I couldn't resist. Armed with my cashew, I followed the prescribed method and shared the final product with my wife. The taste was heavenly, though I'd failed to let the shell cool enough, making mincemeat of our one warm cashew as I cracked it open (I also gained new respect for those cans full of Planters cashews!).

I showed the photos of my cashew roasting sequence to a guide at a traditional Lucian farm which produces cashews, pineapples, mangos, guavas, vanilla, cocoa, six varieties of bay leaves (including one that's lemon-like), tumeric, almonds, coconuts etc. She laughed, convulsing so hard she could barely draw breath to call her colleagues to come have a look at how this crazyman had roasted one solitary cashew. Hey, you've got to start somewhere!

Here are some photos:

St. Lucia: Land of cashews and much, much more.

After sitting in the strong Caribbean sun, which brings
volatile oils to the surface, the nut's transfered to a pan for roasting.

The magic moment when nut oils ignite (don't try this at home!).
The shell must be blackened evenly all around.

Next time I'll let the shell cool so the nut doesn't break!

Shawna at the farm of B.J. and Mother Anthony.
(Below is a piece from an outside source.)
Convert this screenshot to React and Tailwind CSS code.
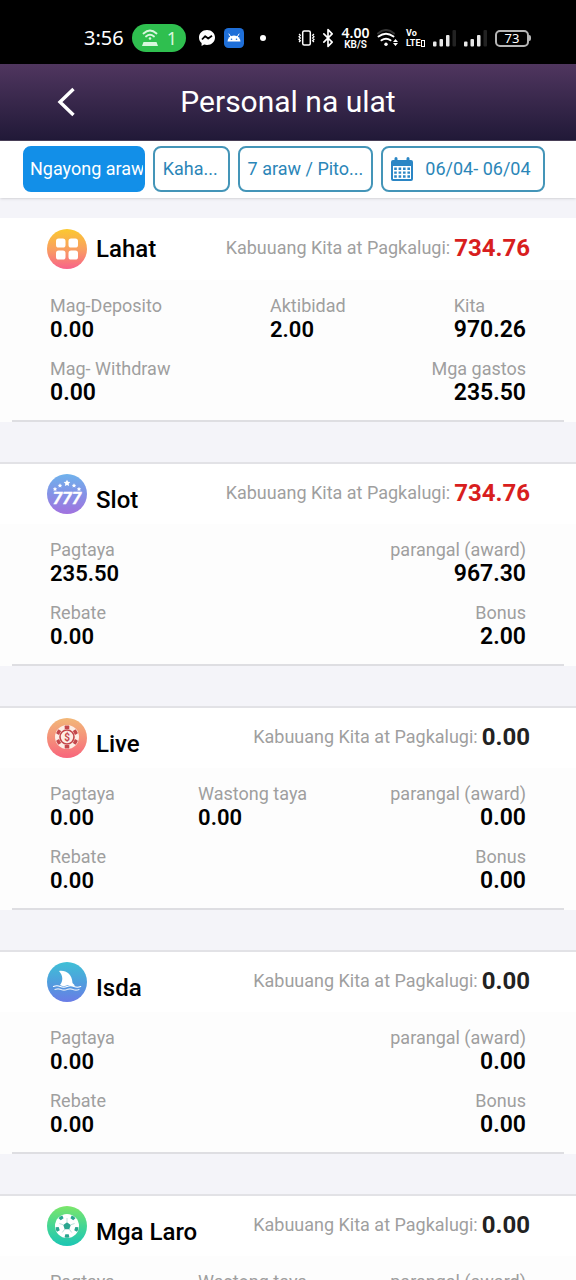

We're standing under a "Julie" mango tree.
Of the 150+ kinds of mangos grown in the Caribbean, this is just about everybody's favorite.
It's a smallish, yellow fruit with an intense flavor and luscious texture.
We haven't sampled all 150 yet, but the Julie is our hands-down favorite.

Checking out Mother Anthony's fish cakes with breadfruit and crab balls...yum!
I will eat anything she prepares! If you're down there, you can take a guided tour of her farm.

Photos by Dimitri and Mary Gerakaris and Bill Borton


Pat said...

It's adventures like this that can make a whole trip memorable. By any chance, did you taste the fruit? I've read that the nut end of it is poisonous, but the rest is delicious.

my rustic bajan garden said...

I love your experience with the cashew. I love the islands in the Caribbean and the food. I will check out mother Anthony's farm when am in St. Lucia.